Refrigerator jam on a biscuit
Yield: 1 ½ cups (12 ounces)

Small Batch Refrigerator Jam

Prep Time 10 minutes
Cook Time 20 minutes
Total Time 30 minutes

This recipe is for a small batch of refrigerator jam made without pectin. Use this base recipe to make strawberry, raspberry, blueberry, or other flavors of jam!

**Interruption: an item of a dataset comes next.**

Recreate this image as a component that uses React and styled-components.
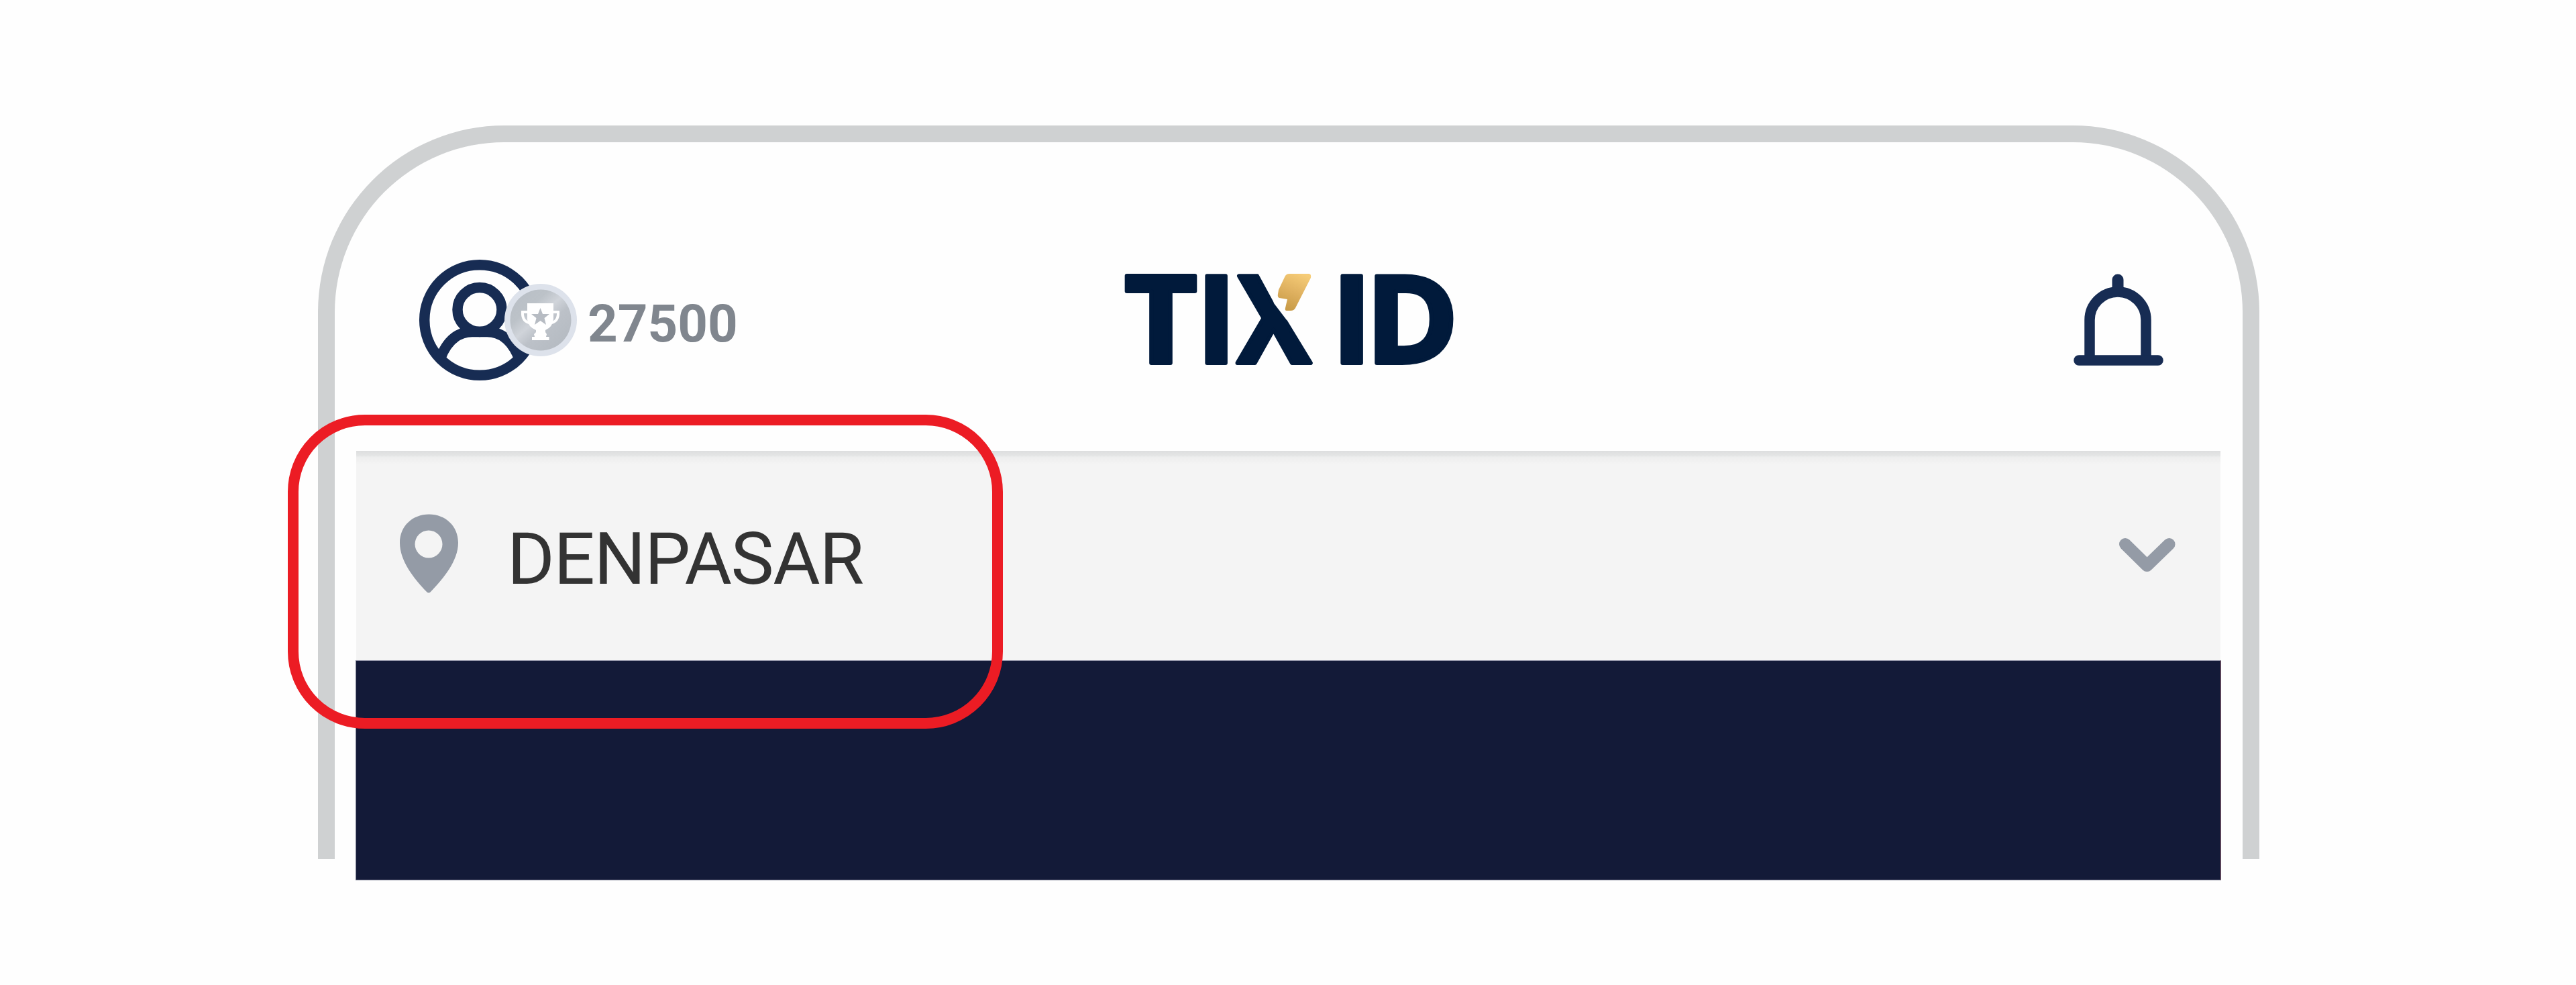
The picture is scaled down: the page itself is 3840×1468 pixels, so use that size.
import React from "react";
import styled, { createGlobalStyle } from "styled-components";

const GlobalStyle = createGlobalStyle`
  *, *::before, *::after { box-sizing: border-box; }
  body { margin: 0; background: #fefefe; }
  svg { display: block; flex: none; overflow: visible; }
`;

const Page = styled.main`
  position: relative;
  width: 3840px;
  height: 1468px;
  padding-top: 187px;
  padding-left: 474px;
  overflow: hidden;
  background: #fefefe;
  font-family: Roboto, "Liberation Sans", sans-serif;
`;

const Phone = styled.section`
  width: 2894px;
  height: 1093px;
  padding: 0 33px 0 32px;
  border: 25px solid #cfd1d2;
  border-bottom: 0;
  border-radius: 278px 278px 0 0;
`;

const Header = styled.header`
  display: grid;
  grid-template-columns: 1fr auto 1fr;
  align-items: start;
  height: 460px;
  padding-top: 174px;
`;

const Profile = styled.div`
  display: flex;
  align-items: center;
  height: 182px;
  margin-left: 94px;
`;

const Points = styled.span`
  margin: 12px 0 0 18px;
  color: #80868e;
  font-size: 78px;
  font-weight: 700;
  line-height: 92px;
`;

const Brand = styled.h1`
  margin: 22px 0 0;
  font-size: 0;
`;

const LogoText = styled.text`
  fill: #011a3b;
  stroke: #011a3b;
  stroke-width: 6px;
  stroke-linejoin: round;
  font-family: "Open Sans", "Noto Sans", sans-serif;
  font-size: 182px;
  font-weight: 700;
`;

const Notifications = styled.div`
  justify-self: end;
  margin: 22px 85px 0 0;
`;

const LocationBar = styled.div`
  display: flex;
  align-items: flex-start;
  height: 312px;
  padding: 94px 67px 0 65px;
  background: linear-gradient(#dddedf 0, #e4e5e5 7px, #edeeee 9px, #f1f1f1 15px, #f4f4f4 20px) #f4f4f4;
`;

const City = styled.span`
  flex: 1;
  margin: 4px 0 0 73px;
  color: #333;
  font-size: 108px;
  line-height: 126px;
  letter-spacing: -1.4px;
`;

const ChevronSlot = styled.div`
  padding-top: 36px;
`;

const Banner = styled.div`
  height: 328px;
  margin-left: -1px;
  margin-right: -1px;
  border: 1px solid #73758a;
  border-top-color: #8c8fa3;
  border-right-color: #8b606f;
  background: #131a38;
`;

const Highlight = styled.div`
  position: absolute;
  top: 618px;
  left: 429px;
  width: 1066px;
  height: 468px;
  border: 16px solid #ec1c24;
  border-radius: 115px;
`;

function ProfileIcon() {
  return (
    <svg width="233" height="182" viewBox="625 386 233 182" fill="none" aria-label="Profile">
      <defs>
        <linearGradient id="coin" x1="768" y1="436" x2="842" y2="518" gradientUnits="userSpaceOnUse">
          <stop offset="0" stopColor="#b9bfc6" />
          <stop offset=".28" stopColor="#bcc2c8" />
          <stop offset=".46" stopColor="#d0d4da" />
          <stop offset=".62" stopColor="#bcc1c8" />
          <stop offset="1" stopColor="#b4bac1" />
        </linearGradient>
      </defs>
      <g stroke="#172c53" strokeWidth="15.5">
        <circle cx="715" cy="477" r="82.3" />
        <circle cx="715" cy="461.5" r="33" />
        <path d="M656 535C665 511 680 494.5 704 494.5H726C750 494.5 765 511 774 535" />
      </g>
      <circle cx="806" cy="477" r="54" fill="#dde2eb" />
      <circle cx="806" cy="477" r="45.5" fill="url(#coin)" />
      <path d="M787 465H779Q778 480 792 482M824 465H832Q833 480 819 482" stroke="#fff" strokeWidth="4" />
      <path
        fill="#fff"
        d="M786 452H825V476Q824 487 813 492V495L815 498L814 502H818.500V507H793V502H797L796 498L799 495V492Q787 487 786 476Z"
      />
      <path fill="#b7bcc3" d="M805.5 459L809 468H819L811.5 474L814 484L805.5 478L797 484L799.5 474L792 468H802Z" />
    </svg>
  );
}

function Logo() {
  return (
    <svg width="490" height="136" viewBox="1675 408 490 136" role="img" aria-label="TIX ID">
      <defs>
        <linearGradient id="gold" x1="1940" y1="408" x2="1918" y2="463" gradientUnits="userSpaceOnUse">
          <stop offset="0" stopColor="#f6cc77" />
          <stop offset=".5" stopColor="#dfb160" />
          <stop offset="1" stopColor="#c79a46" />
        </linearGradient>
      </defs>
      <LogoText transform="translate(1675 541) scale(1.034 1)">T</LogoText>
      <LogoText transform="translate(1782 541)">I</LogoText>
      <LogoText transform="translate(1843.2 541) scale(.905 1)">X</LogoText>
      <LogoText transform="translate(1984 541)">I</LogoText>
      <LogoText transform="translate(2034.6 541) scale(1.03 1)">D</LogoText>
      <path fill="#fefefe" d="M1890 402H1975V404L1917 477L1898 452Z" />
      <path
        fill="url(#gold)"
        d="M1921 408H1950Q1954 408 1953 414L1930 459Q1928 463 1923 463H1917Q1914 463 1915 459L1918 446L1906 444Q1903 443 1904 438L1905 432L1914 413Q1916 408 1921 408Z"
      />
    </svg>
  );
}

function BellIcon() {
  return (
    <svg width="134" height="137" viewBox="3091 408 134 137" fill="none" stroke="#172c53" aria-label="Notifications">
      <path d="M3157 417V432" strokeWidth="17" strokeLinecap="round" />
      <path d="M3115 536V477A42 42 0 0 1 3199 477V536" strokeWidth="15.5" />
      <path d="M3099 537H3217" strokeWidth="15.5" strokeLinecap="round" />
    </svg>
  );
}

function PinIcon() {
  return (
    <svg width="87" height="118" viewBox="596 766 87 118" aria-label="Location">
      <path
        fill="#949ba6"
        fillRule="evenodd"
        d="M639.5 766.5C664 766.5 683 784 683 809C683 836 661 862 642 882Q639 885 636 882C617 862 596 836 596 809C596 784 615 766.5 639.5 766.5ZM639 790.5A20.5 20.5 0 1 0 639 831.5A20.5 20.5 0 1 0 639 790.5Z"
      />
    </svg>
  );
}

function ChevronIcon() {
  return (
    <svg width="84" height="51" viewBox="3159 802 84 51" fill="none" aria-label="Choose city">
      <path d="M3168 811L3200.5 843L3233.5 811" stroke="#949ba6" strokeWidth="18" strokeLinecap="round" strokeLinejoin="round" />
    </svg>
  );
}

export default function App() {
  return (
    <>
      <GlobalStyle />
      <Page>
        <Phone>
          <Header>
            <Profile>
              <ProfileIcon />
              <Points>27500</Points>
            </Profile>
            <Brand>
              <Logo />
            </Brand>
            <Notifications>
              <BellIcon />
            </Notifications>
          </Header>
          <LocationBar>
            <PinIcon />
            <City>DENPASAR</City>
            <ChevronSlot>
              <ChevronIcon />
            </ChevronSlot>
          </LocationBar>
          <Banner />
        </Phone>
        <Highlight />
      </Page>
    </>
  );
}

  • 448 grams (1 pound) fresh or frozen fruit (strawberries, raspberries, blackberries, cherries, blueberries, cranberries, or peaches all work well)
  • 60 grams (¼ cup, 60 milliliters) water
  • 200 grams (1 cup) granulated sugar
  • large pinch salt
  • 1 tablespoon lemon juice



  1. Prepare the fruit (448 grams / 1 pound) by washing and removing any stems, peels, or pits if applicable. Roughly chop the fruit into large chunks. Raspberries, blackberries, and blueberries can all remain whole.

Make the Jam

  1. In a saucepan (at least 2 quarts in size) combine the fruit, water (60 grams (¼ cup), granulated sugar (200 grams/ 1 cup), salt (large pinch), and lemon juice (1 tablespoon) over medium heat. Mash the fruit and sugar with a potato masher, fork, or the back of a large spoon. It does not need to be completely mashed depending on how chunky you like your jam.
  2. Bring the mixture to a boil and cook over medium heat, stirring occasionally, for about 20-25 minutes until the juices thicken. At about the halfway point, you may need to turn the heat down to low or medium-low. Keep an eye on it so the bottom doesn't burn.
  3. A good way to test if it's ready is by spooning a bit of jam onto a plate and place it in the freezing it for about 2 minutes. Push the jam around on the plate: if it has a gelatinous jammy consistency, it is ready. If it's still liquid then continue cooking.
  4. Cool completely then store in an airtight container or jar in the refrigerator for up to 3 weeks or in the freezer for up to 4 months. When freezing, be sure to leave enough room at the top of the container to allow the jam to expand when frozen.